On December 30, oil prices remained comparatively high ahead of the New Year holiday with traders hoping that an agreement between members of the Organization of Petroleum Exporting Countries (OPEC) and non-OPEC members is going to be implemented in 2017.

West Texas Intermediate (WTI) crude traded at $54.02 a barrel while Brent traded at $57.18 a barrel.

Oil prices dipped on December 29 after a surprise boost in US inventories reversed an advance in prices that had pushed global crude to its highest level since July last year.

The oil production cut will be OPEC’s first since 2008. Looking forward, oil prices should gradually stabilise around mid-50 dollars per barrel.

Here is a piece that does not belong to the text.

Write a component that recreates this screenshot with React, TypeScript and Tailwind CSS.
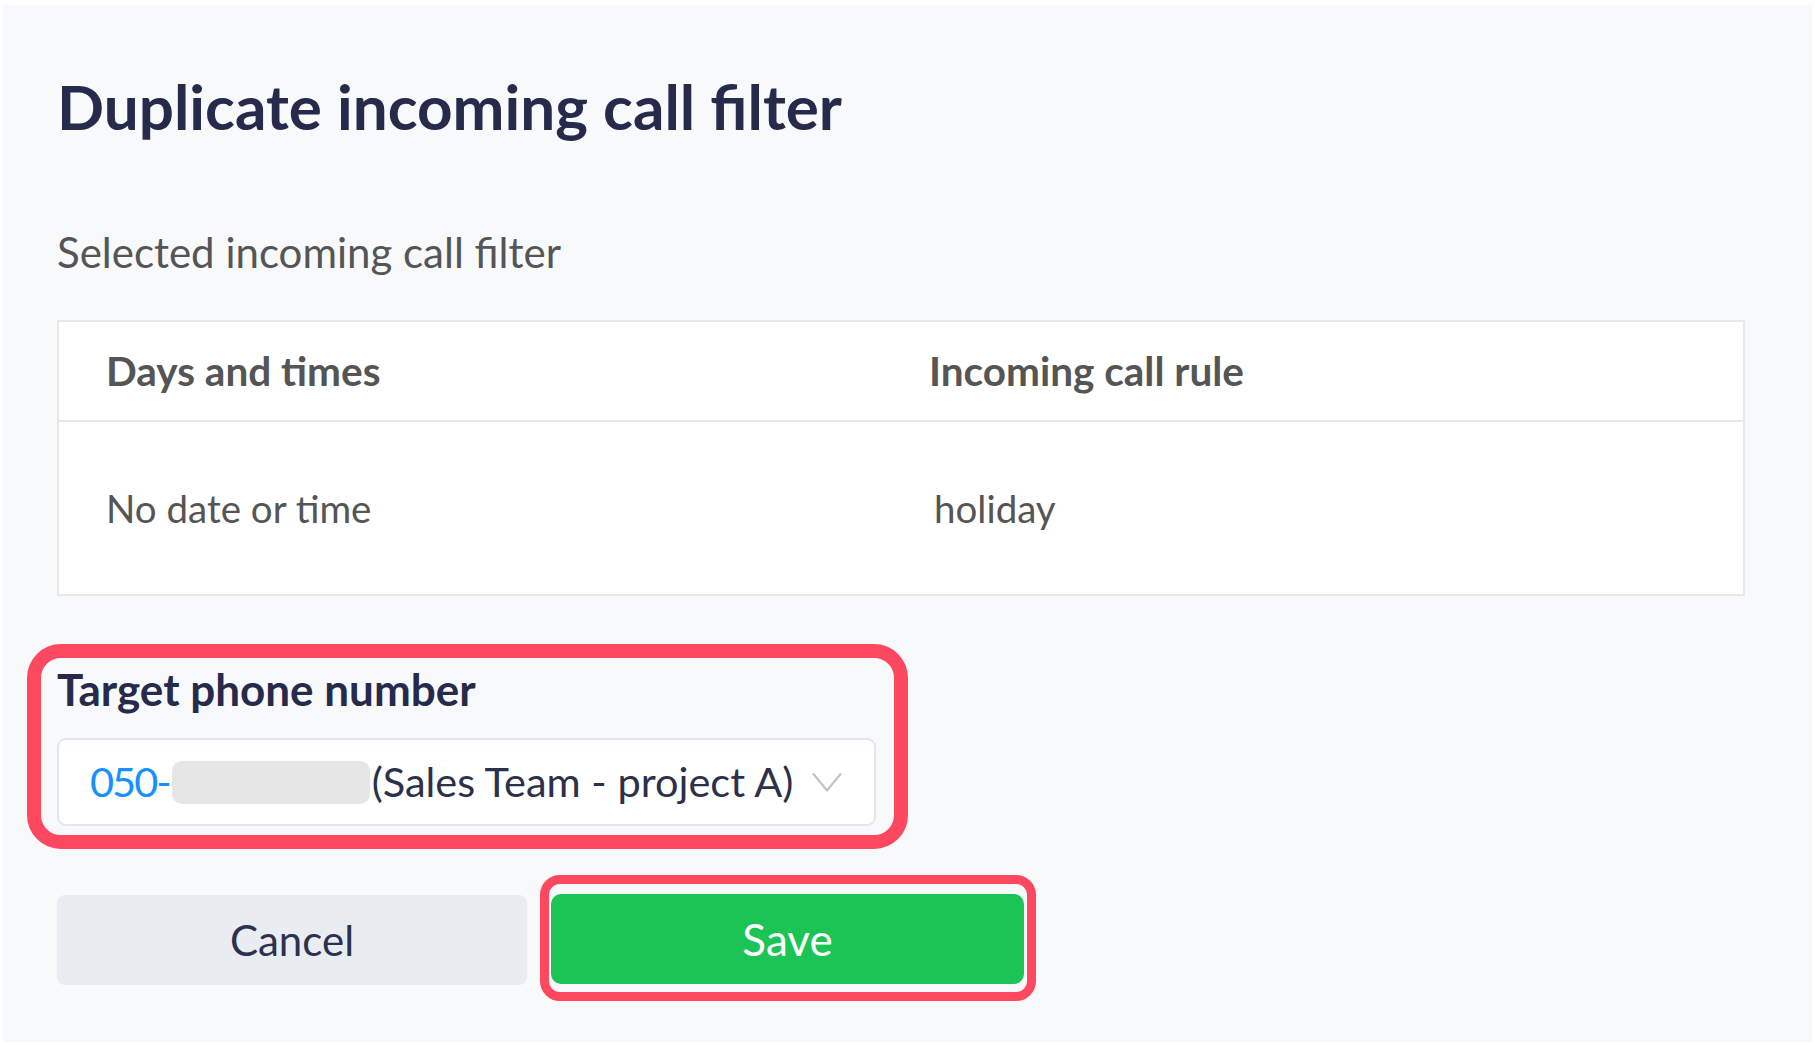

“The recent OPEC-Russia deal should be enough to provide support for the oil price around the mid-$50s per barrel (Brent) until the early spring. After that I think we will see weaker oil through the summer, because of higher supply, before some recovery again in the autumn,” Chris Weafer, a partner at Macro-Advisory, a Moscow-based consultancy, told New Europe, adding that overall he is predicting an average oil price of $55 per barrel Brent for 2017, up from $45 per barrel in 2016.

Justin Urquhart-Stewart, Founder of London’s Seven Investment Management, told New Europe that “compared to what we have seen the last couple of years this could be the year when we see a little bit more stability. We’ve seen the price rise to a new range of 50 to 60 and at that sort of level, assuming that most of the participants in OPEC and non-OPEC stay with the deal and, of course, quite a lot of them won’t, I think there is a reasonable chance it will stay within that range because it is in everybody’s interest to do so”.